Why Don't Odd Integrals Necessarily Converge Over Infinite Symmetric Domains?

[member 428835]

hey pf!

can someone shed some light on why odd integrals don't necessarily converge over infinite symmetric domains?

thanks!

 

[HallsofIvy]

I don't see why you would think they should. Perhaps it is because you are thinking of infinite intervals as "symmetric" when they aren't. The integral $\int_{-\infty}^\infty f(x) dx$ is defined as
"$\lim_{A\to\infty}\int_{-A}^a f(x)dx+ \lim_{B\to\infty} \int_a^B f(x)dx$" where the two limits must be taken independently.

(The "Cauchy Principle Value" is defined as $\lim_{A\to\infty} \int_{-A}^A f(x)dx$. If the original integral exists then the Cauchy Principle Value is equal to it. The Cauchy Principle Value may exist when the integral does not, such as for an odd function where the Cauchy Principle Value is 0, but that is NOT the integral and does not have a great deal of use.)

 

[member 428835]

I don't see why you would think they should. Perhaps it is because you are thinking of infinite intervals as "symmetric" when they aren't. The integral $\int_{-\infty}^\infty f(x) dx$ is defined as
"$\lim_{A\to\infty}\int_{-A}^a f(x)dx+ \lim_{B\to\infty} \int_a^B f(x)dx$" where the two limits must be taken independently.
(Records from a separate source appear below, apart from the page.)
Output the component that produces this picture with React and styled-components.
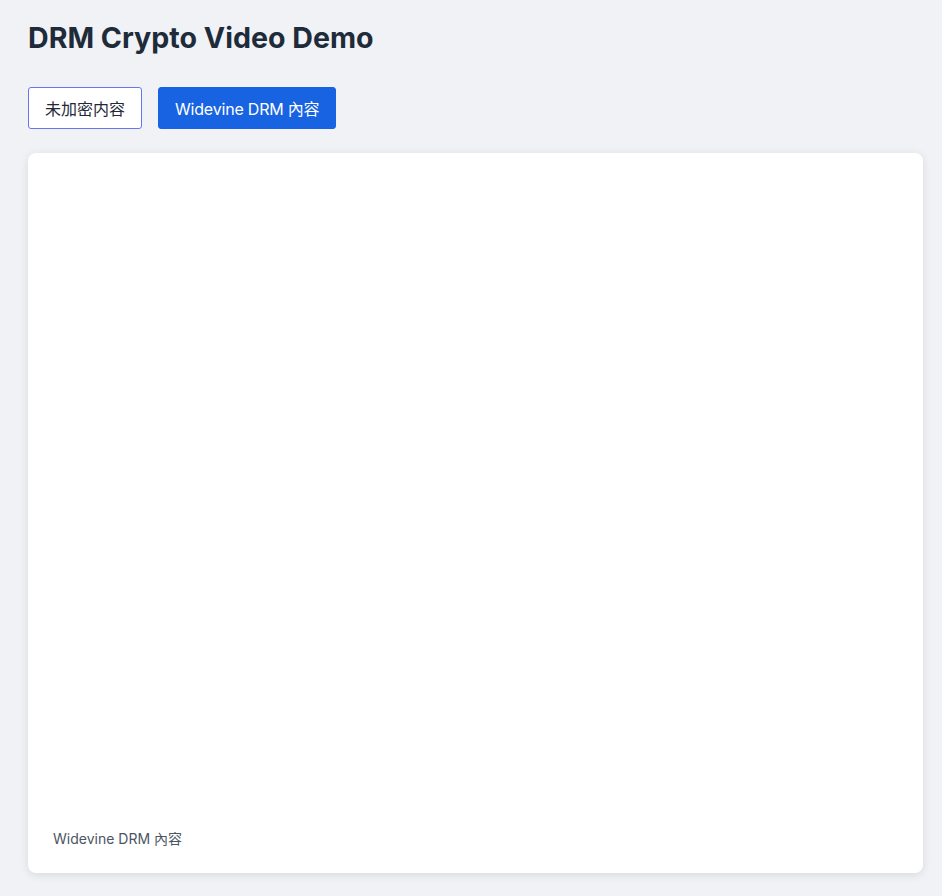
import React, { useState } from "react";
import styled, { createGlobalStyle } from "styled-components";

const GlobalStyle = createGlobalStyle`
  html, body {
    margin: 0;
    padding: 0;
    background: #f0f2f5;
    font-family: Inter, "Noto Sans CJK SC", sans-serif;
  }
`;

const Page = styled.div`
  padding: 20px 19px 24px 28px;
`;

const Title = styled.h1`
  margin: 0;
  font-size: 28.6px;
  line-height: 36px;
  font-weight: 700;
  color: #1e2b3a;
`;

const Toolbar = styled.div`
  display: flex;
  gap: 16px;
  margin-top: 31px;
`;

const TabButton = styled.button`
  height: 42px;
  padding: 0 16px;
  font-family: Inter, "Noto Sans CJK SC", sans-serif;
  font-size: 16px;
  letter-spacing: ${(p) => (p.$active ? "-0.2px" : "0")};
  border-radius: 3px;
  cursor: pointer;
  border: 1px solid ${(p) => (p.$active ? "#1763e2" : "#6675f2")};
  background: ${(p) => (p.$active ? "#1763e2" : "#ffffff")};
  color: ${(p) => (p.$active ? "#ffffff" : "#1f2937")};
`;

const Card = styled.div`
  margin-top: 24px;
  background: #ffffff;
  border-radius: 8px;
  box-shadow: 0 2px 10px rgba(0, 0, 0, 0.1);
  padding: 24px 24px 24px 25px;
  display: flex;
  flex-direction: column;
`;

const VideoArea = styled.div`
  height: 652px;
  background: #ffffff;
`;

const Caption = styled.div`
  font-size: 14px;
  line-height: 20px;
  color: #4b5563;
`;

const sources = ["未加密内容", "Widevine DRM 內容"];

export default function App() {
  const [active, setActive] = useState(1);
  return (
    <>
      <GlobalStyle />
      <Page>
        <Title>DRM Crypto Video Demo</Title>
        <Toolbar>
          {sources.map((s, i) => (
            <TabButton key={s} $active={active === i} onClick={() => setActive(i)}>
              {s}
            </TabButton>
          ))}
        </Toolbar>
        <Card>
          <VideoArea />
          <Caption>{sources[active]}</Caption>
        </Card>
      </Page>
    </>
  );
}
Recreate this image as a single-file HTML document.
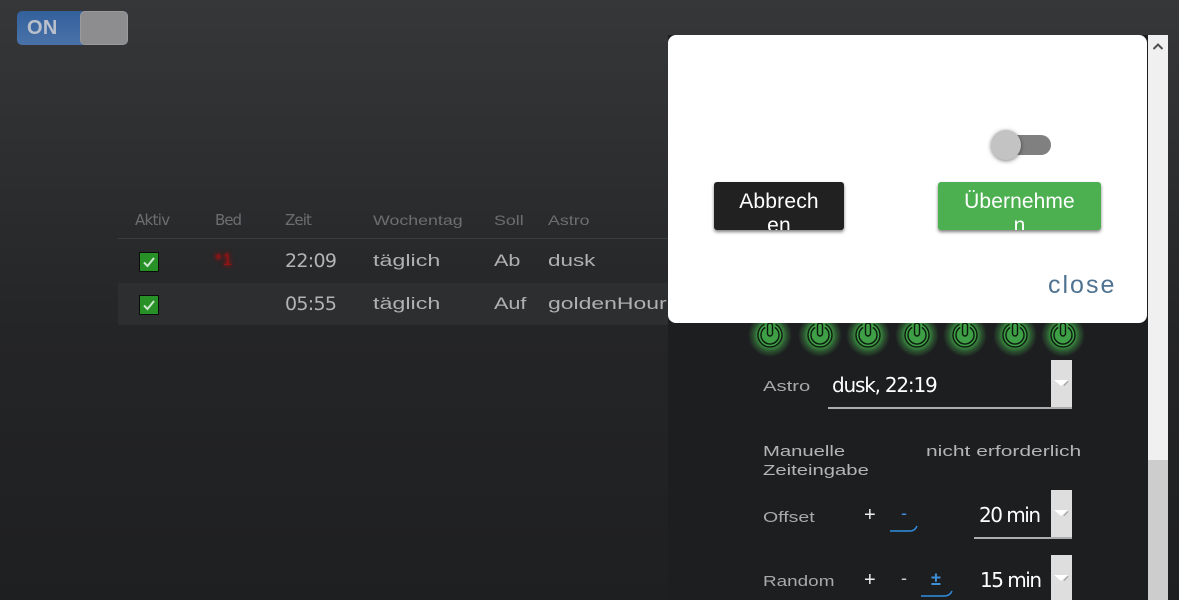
<!DOCTYPE html>
<html><head><meta charset="utf-8"><style>
html,body{margin:0;padding:0;width:1179px;height:600px;overflow:hidden;background:#1f2022}
#bg{position:absolute;left:0;top:0;width:1179px;height:600px;background:linear-gradient(#363739 0,#2b2c2e 200px,#242527 330px,#1e1f21 600px);overflow:hidden}
.t{position:absolute;white-space:nowrap;transform-origin:0 0;font-family:"Liberation Sans",sans-serif;line-height:20px}
.w{transform:scaleX(1.27)}
.r{transform:scaleX(1.37)}
.f{transform:scaleX(1.35);font-size:15px}
.s{font-family:"DejaVu Sans",sans-serif}
.m{letter-spacing:-1.500px}
.cb{position:absolute;left:139px;width:18px;height:18px;background:#279027;border:1px solid #0b0d0b;box-sizing:content-box}
.dd{position:absolute;left:1051px;width:21px;background:#dedede}
.dd:after{content:"";position:absolute;left:3px;top:20px;border-left:7px solid transparent;border-right:7px solid transparent;border-top:6px solid #fff}
.dd:before{content:"";position:absolute;left:12px;top:23px;width:6px;height:1px;background:#9a9a9a;transform:rotate(-45deg)}
</style></head><body><div id="bg">
<div style="position:absolute;left:17px;top:11px;width:111px;height:34px;border-radius:5px;background:linear-gradient(#33609c,#4a72a8);overflow:hidden;">
<div style="position:absolute;left:63px;top:0;width:48px;height:34px;background:#8d8d8f;border-radius:5px;box-sizing:border-box;border:1px solid #9a9a9a"></div></div>
<div class="t" style="left:27px;top:18px;font-size:20px;font-weight:bold;color:#b9c0cc;letter-spacing:.3px">ON</div>

<div style="position:absolute;left:118px;top:238px;width:550px;height:1px;background:#3c3d3f"></div>
<div style="position:absolute;left:118px;top:283px;width:550px;height:42px;background:#2d2e30"></div>

<div class="t s" style="left:135px;top:210px;font-size:15px;color:#6d6e70;letter-spacing:-.7px">Aktiv</div>
<div class="t s" style="left:215px;top:210px;font-size:15px;color:#6d6e70;letter-spacing:-1px">Bed</div>
<div class="t s" style="left:285px;top:210px;font-size:15px;color:#6d6e70;letter-spacing:-.9px">Zeit</div>
<div class="t w" style="left:373px;top:210px;font-size:14px;color:#6d6e70">Wochentag</div>
<div class="t w" style="left:494px;top:210px;font-size:14px;color:#6d6e70">Soll</div>
<div class="t w" style="left:548px;top:210px;font-size:14px;color:#6d6e70">Astro</div>

<div class="cb" style="top:252px"></div>
<svg style="position:absolute;left:139px;top:252px" width="20" height="20"><path d="M5 10.500L8.500 14L15 6" fill="none" stroke="#cfe6cf" stroke-width="2"/></svg>
<div class="cb" style="top:295px"></div>
<svg style="position:absolute;left:139px;top:295px" width="20" height="20"><path d="M5 10.500L8.500 14L15 6" fill="none" stroke="#cfe6cf" stroke-width="2"/></svg>
<div class="t" style="left:215px;top:250px;font-size:17px;color:#901414;letter-spacing:1px;text-shadow:0 0 6px #a01010,0 0 3px #a01010">*1</div>

<div class="t s" style="left:285px;top:251px;font-size:19px;color:#b3b3b3;letter-spacing:-.7px">22:09</div>
<div class="t s" style="left:285px;top:294px;font-size:19px;color:#b3b3b3;letter-spacing:-.7px">05:55</div>
<div class="t r" style="left:373px;top:251px;font-size:17px;color:#b0b0b0">täglich</div>
<div class="t r" style="left:373px;top:294px;font-size:17px;color:#b0b0b0">täglich</div>
<div class="t w" style="left:494px;top:251px;font-size:17px;color:#b0b0b0">Ab</div>
<div class="t w" style="left:494px;top:294px;font-size:17px;color:#b0b0b0">Auf</div>
<div class="t" style="left:548px;top:251px;font-size:17px;color:#b0b0b0;transform:scaleX(1.32)">dusk</div>
<div class="t" style="left:548px;top:294px;font-size:17px;color:#b0b0b0;transform:scaleX(1.35)">goldenHour</div>

<!-- panel -->
<div style="position:absolute;left:668px;top:35px;width:480px;height:565px;background:#1d1e20"></div>
<div style="position:absolute;left:1148px;top:35px;width:20px;height:565px;background:#f0f0f0"></div>
<div style="position:absolute;left:1148px;top:460px;width:20px;height:140px;background:#cdcdcd"></div>
<svg style="position:absolute;left:1148px;top:35px" width="20" height="20"><path d="M5.500 14L10 9.500L14.500 14" fill="none" stroke="#505050" stroke-width="2"/></svg>

<!-- power icons -->
<svg style="position:absolute;left:740px;top:310px" width="350" height="55" fill="none">
<defs><radialGradient id="g"><stop offset="0" stop-color="#3f9f46"/><stop offset=".5" stop-color="#3f9f46"/><stop offset=".75" stop-color="#3f9f46" stop-opacity=".4"/><stop offset="1" stop-color="#3f9f46" stop-opacity="0"/></radialGradient>
<g id="p"><circle r="22" fill="url(#g)"/><path d="M-5.500 -10.700A12 12 0 1 0 5.500 -10.700" stroke="#0d1a0f" stroke-width="1.400"/><path d="M-4.800 -7.600A9 9 0 1 0 4.800 -7.600" stroke="#0d1a0f" stroke-width="1.400"/><rect x="-2.500" y="-12" width="5" height="13" rx="2.500" stroke="#0d1a0f" stroke-width="1.400"/></g></defs>
<use href="#p" x="30" y="25"/><use href="#p" x="80" y="25"/><use href="#p" x="128" y="25"/><use href="#p" x="177" y="25"/><use href="#p" x="225" y="25"/><use href="#p" x="275" y="25"/><use href="#p" x="323" y="25"/>
</svg>

<!-- modal -->
<div style="position:absolute;left:668px;top:35px;width:479px;height:288px;background:#fff;border-radius:8px"></div>
<div style="position:absolute;left:992px;top:135px;width:59px;height:20px;border-radius:10px;background:#808080"></div>
<div style="position:absolute;left:991px;top:130px;width:30px;height:30px;border-radius:50%;background:#c3c3c3;box-shadow:0 1px 4px rgba(0,0,0,.5)"></div>
<div style="position:absolute;left:714px;top:182px;width:130px;height:48px;background:#212121;border-radius:3px;box-shadow:0 2px 3px rgba(0,0,0,.5);overflow:hidden;color:#fff;font:21px/24px 'Liberation Sans',sans-serif;letter-spacing:.2px;text-align:center;padding-top:8px;box-sizing:border-box">Abbrech<br>en</div>
<div style="position:absolute;left:938px;top:182px;width:163px;height:48px;background:#4caf50;border-radius:3px;box-shadow:0 2px 3px rgba(0,0,0,.5);overflow:hidden;color:#fff;font:21px/24px 'Liberation Sans',sans-serif;letter-spacing:.1px;text-align:center;padding-top:8px;box-sizing:border-box">Übernehme<br>n</div>
<div class="t" style="left:1048px;top:275px;font-size:25px;color:#4f7391;letter-spacing:2px">close</div>

<!-- form -->
<div class="t f" style="left:763px;top:377px;color:#a9a9a9">Astro</div>
<div class="t s" style="left:832px;top:375px;font-size:20px;color:#fff;letter-spacing:-1.200px">dusk, 22:19</div>
<div style="position:absolute;left:828px;top:407px;width:244px;height:2px;background:#adadad"></div>
<div class="dd" style="top:360px;height:47px"></div>

<div class="t f" style="left:763px;top:442px;color:#b5b5b5">Manuelle</div>
<div class="t f" style="left:763px;top:461px;color:#b5b5b5">Zeiteingabe</div>
<div class="t f" style="left:926px;top:442px;color:#b5b5b5;transform:scaleX(1.4)">nicht erforderlich</div>

<div class="t f" style="left:763px;top:508px;color:#a9a9a9;transform:scaleX(1.3)">Offset</div>
<div class="t" style="left:864px;top:505px;font-size:20px;color:#eee">+</div>
<div class="t" style="left:901px;top:503px;font-size:18px;color:#3f8fd8">-</div>
<svg style="position:absolute;left:888px;top:520px" width="32" height="14" fill="none"><path d="M2 11H22Q27 11 29 6" stroke="#2f8fe0" stroke-width="1.500"/></svg>
<div class="t s m" style="left:979px;top:505px;font-size:20px;color:#fff">20 min</div>
<div style="position:absolute;left:974px;top:537px;width:98px;height:2px;background:#adadad"></div>
<div class="dd" style="top:490px;height:47px"></div>

<div class="t f" style="left:763px;top:572px;color:#a9a9a9;transform:scaleX(1.26)">Random</div>
<div class="t" style="left:864px;top:570px;font-size:20px;color:#eee">+</div>
<div class="t" style="left:901px;top:568px;font-size:18px;color:#ccc">-</div>
<div class="t" style="left:931px;top:569px;font-size:18px;color:#3f8fd8;font-weight:bold">±</div>
<svg style="position:absolute;left:919px;top:585px" width="36" height="14" fill="none"><path d="M2 11H25Q31 11 33 6" stroke="#2f8fe0" stroke-width="1.500"/></svg>
<div class="t s m" style="left:980px;top:570px;font-size:20px;color:#fff">15 min</div>
<div class="dd" style="top:555px;height:45px"></div>
</div></body></html>
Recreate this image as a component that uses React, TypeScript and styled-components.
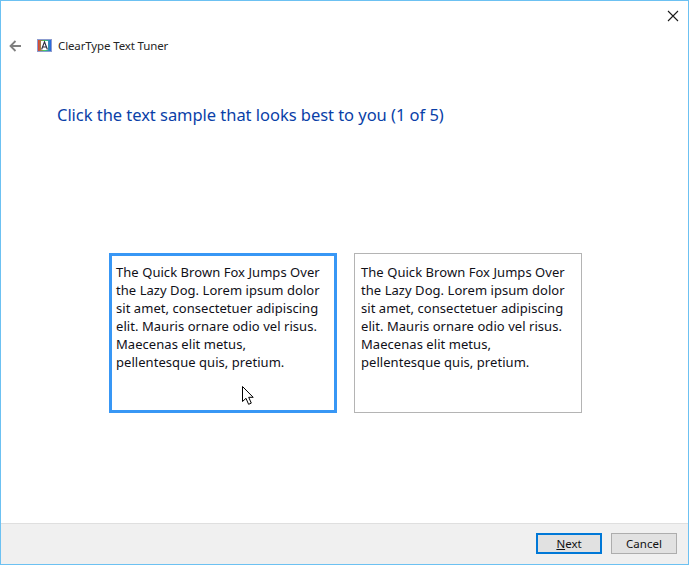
import React from 'react';
import styled, { createGlobalStyle } from 'styled-components';

const GlobalStyle = createGlobalStyle`
  html, body {
    margin: 0;
    padding: 0;
    background: #fff;
  }
  * {
    box-sizing: border-box;
  }
`;

const sampleLines = [
  'The Quick Brown Fox Jumps Over',
  'the Lazy Dog. Lorem ipsum dolor',
  'sit amet, consectetuer adipiscing',
  'elit. Mauris ornare odio vel risus.',
  'Maecenas elit metus,',
  'pellentesque quis, pretium.',
];

function TextSample({ selected }: { selected?: boolean }) {
  return (
    <S.Sample $selected={selected}>
      {sampleLines.map((line) => (
        <S.SampleLine key={line}>{line}</S.SampleLine>
      ))}
      {selected && (
        <S.Cursor width="14" height="21" viewBox="0 0 14 21">
          <path
            d="M1.5 1.5V16.5L5 13.3L7.6 19.3L10.3 18.1L7.7 12.3H12.2Z"
            fill="#fff"
            stroke="#000"
            strokeWidth="1"
            strokeLinejoin="miter"
          />
        </S.Cursor>
      )}
    </S.Sample>
  );
}

export default function App() {
  return (
    <S.Window>
      <GlobalStyle />
      <S.CloseRow>
        <svg width="12" height="12" viewBox="0 0 12 12">
          <path d="M1 1L11 11M11 1L1 11" stroke="#1a1a1a" strokeWidth="1.1" fill="none" />
        </svg>
      </S.CloseRow>
      <S.TitleRow>
        <svg width="12" height="12" viewBox="0 0 12 12">
          <path d="M12 6H1.5M6.5 1L1.5 6L6.5 11" stroke="#808080" strokeWidth="1.8" fill="none" />
        </svg>
        <S.AppIcon>
          <svg width="15" height="13" viewBox="0 0 15 13">
            <defs>
              <linearGradient id="spectrum" x1="0" x2="1" y1="0" y2="0">
                <stop offset="0" stopColor="#f03030" />
                <stop offset="0.5" stopColor="#40d860" />
                <stop offset="1" stopColor="#2858f0" />
              </linearGradient>
            </defs>
            <rect x="0.5" y="0.5" width="14" height="12" fill="url(#spectrum)" stroke="#8c9cd0" />
            <rect x="4" y="2" width="7" height="9" fill="#ffffff" />
            <path d="M4.6 10.5L7.5 2.8L10.4 10.5M5.6 8H9.4" stroke="#2a2a3a" strokeWidth="1.1" fill="none" />
          </svg>
        </S.AppIcon>
        <S.AppTitle>ClearType Text Tuner</S.AppTitle>
      </S.TitleRow>
      <S.Heading>Click the text sample that looks best to you (1 of 5)</S.Heading>
      <S.Samples>
        <TextSample selected />
        <TextSample />
      </S.Samples>
      <S.Footer>
        <S.Button $primary>
          <u>N</u>ext
        </S.Button>
        <S.Button>Cancel</S.Button>
      </S.Footer>
    </S.Window>
  );
}

const uiFont = `'Noto Sans', 'Open Sans', sans-serif`;

const S = {
  Window: styled.div`
    width: 689px;
    height: 565px;
    display: flex;
    flex-direction: column;
    border: 1px solid #6cc1f2;
    background: #fff;
    font-family: ${uiFont};
    overflow: hidden;
  `,
  CloseRow: styled.div`
    height: 28px;
    display: flex;
    justify-content: flex-end;
    padding: 9px 9px 0 0;
  `,
  TitleRow: styled.div`
    height: 33px;
    display: flex;
    align-items: center;
    padding-left: 8px;
  `,
  AppIcon: styled.span`
    display: flex;
    margin-left: 16px;
  `,
  AppTitle: styled.span`
    margin-left: 6px;
    font-size: 11.5px;
    color: #262626;
    letter-spacing: -0.13px;
  `,
  Heading: styled.h1`
    margin: 40px 0 0 56px;
    height: 25px;
    font-size: 16.5px;
    line-height: 25px;
    font-weight: 400;
    color: #0a3fa8;
    letter-spacing: -0.04px;
    white-space: nowrap;
  `,
  Samples: styled.div`
    display: flex;
    gap: 17px;
    margin: 126px 0 0 108px;
  `,
  Sample: styled.div<{ $selected?: boolean }>`
    position: relative;
    width: 228px;
    height: 160px;
    padding: ${(p) => (p.$selected ? '7px 0 0 4px' : '9px 0 0 6px')};
    border: ${(p) => (p.$selected ? '3px solid #3897f5' : '1px solid #b4b4b4')};
  `,
  SampleLine: styled.div`
    height: 18px;
    font-size: 13px;
    line-height: 18px;
    color: #101018;
    letter-spacing: 0.05px;
    white-space: nowrap;
  `,
  Cursor: styled.svg`
    position: absolute;
    left: 129px;
    top: 129px;
  `,
  Footer: styled.div`
    margin-top: auto;
    height: 41px;
    display: flex;
    justify-content: flex-end;
    gap: 9px;
    padding: 9px 11px 0 0;
    background: #f0f0f0;
    border-top: 1px solid #dfdfdf;
  `,
  Button: styled.button<{ $primary?: boolean }>`
    width: 66px;
    height: 21px;
    padding: 0;
    font-family: ${uiFont};
    font-size: 11.5px;
    line-height: 16px;
    color: #111;
    background: #e1e1e1;
    border: ${(p) => (p.$primary ? '2px solid #0078d7' : '1px solid #adadad')};
  `,
};
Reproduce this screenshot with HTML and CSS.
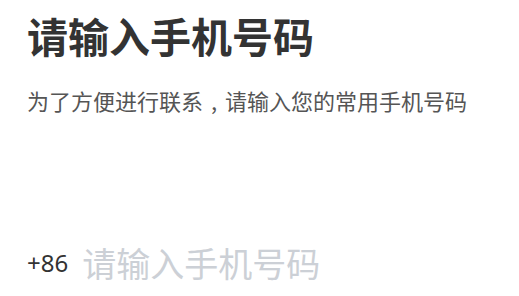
FILE: index.html
```html
<!DOCTYPE html>
<html lang="zh-CN">
<head>
  <meta charset="UTF-8">
  <title>请输入手机号码</title>
  <link rel="stylesheet" href="styles.css">
</head>
<body>
  <div class="login-page">
    <h1 class="title">请输入手机号码</h1>
    <p class="desc">为了方便进行联系<span class="comma">,</span>请输入您的常用手机号码</p>

    <div class="phone-row">
      <span class="area-code">+86</span>
      <input type="tel" class="phone-input" placeholder="请输入手机号码">
    </div>
  </div>
</body>
</html>
```

FILE: styles.css
```css
body {
  margin: 0;
  background-color: #fff;
  font-family: "Noto Sans CJK SC", "Noto Sans", sans-serif;
}

.login-page {
  padding: 11px 28px 0 27px;
}

.title {
  margin: 0;
  font-size: 41px;
  line-height: 48px;
  font-weight: bold;
  color: #333;
}

.desc {
  margin: 27px 0 0 0;
  font-size: 22px;
  line-height: 28px;
  color: #555;
}

/* centred full-width comma */
.desc .comma {
  display: inline-block;
  width: 1em;
  text-align: center;
}

.phone-row {
  display: flex;
  align-items: center;
  margin-top: 124px;
}

.area-code {
  font-family: "Noto Sans", sans-serif;
  font-size: 24px;
  color: #333;
  margin-right: 14px;
}

.phone-input {
  flex: 1;
  border: none;
  outline: none;
  padding: 0;
  font-family: "Noto Sans CJK SC", sans-serif;
  font-size: 34px;
  color: #333;
  background: transparent;
}

.phone-input::placeholder {
  color: #ccd0d6;
}
```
i was never aware of this definition, but now it makes perfect sense. why is it we have defined the reimann integral over $(-\infty,\infty)$ in this way? why not define it as the Cauchy Principle Value suggests (i've studied real analysis, so if you want to get rigorous in your response, i may be able to keep up for a little while)?

also, does this mean that $\int_{-\infty}^{\infty}\sin (x) dx = 0$ when invoking the Cauchy Principle Value?

 

[gopher_p]

i was never aware of this definition, but now it makes perfect sense. why is it we have defined the reimann integral over $(-\infty,\infty)$ in this way? why not define it as the Cauchy Principle Value suggests (i've studied real analysis, so if you want to get rigorous in your response, i may be able to keep up for a little while)?

also, does this mean that $\int_{-\infty}^{\infty}\sin (x) dx = 0$ when invoking the Cauchy Principle Value?

It's technically not a Riemann integral. Riemann integrals are only defined on closed intervals.

There are likely many reasons why improper integrals are defined the way they are as opposed to accepting the Cauchy Principle Value as the definition. I'll just give two.

1) If one were to define the Riemann integral over an interval like (-∞,∞) in a manner similar to the way it is defined over closed intervals, one would need to ensure that the Riemann sums over non-symmetric partitions converged to the same value (and at all) as the Riemann sums over symmetric partitions.

2) When you define convergent improper integrals the way that we do, a lot of the old theorems and properties for Riemann integrals can be extended to the new kind of integral. For instance, $\int_a^bf=\int_a^cf+\int_c^bf$ still works. Also $f$ integrable on $I$ $\Rightarrow$ $f$ integrable on all $J\subset I$ is still true.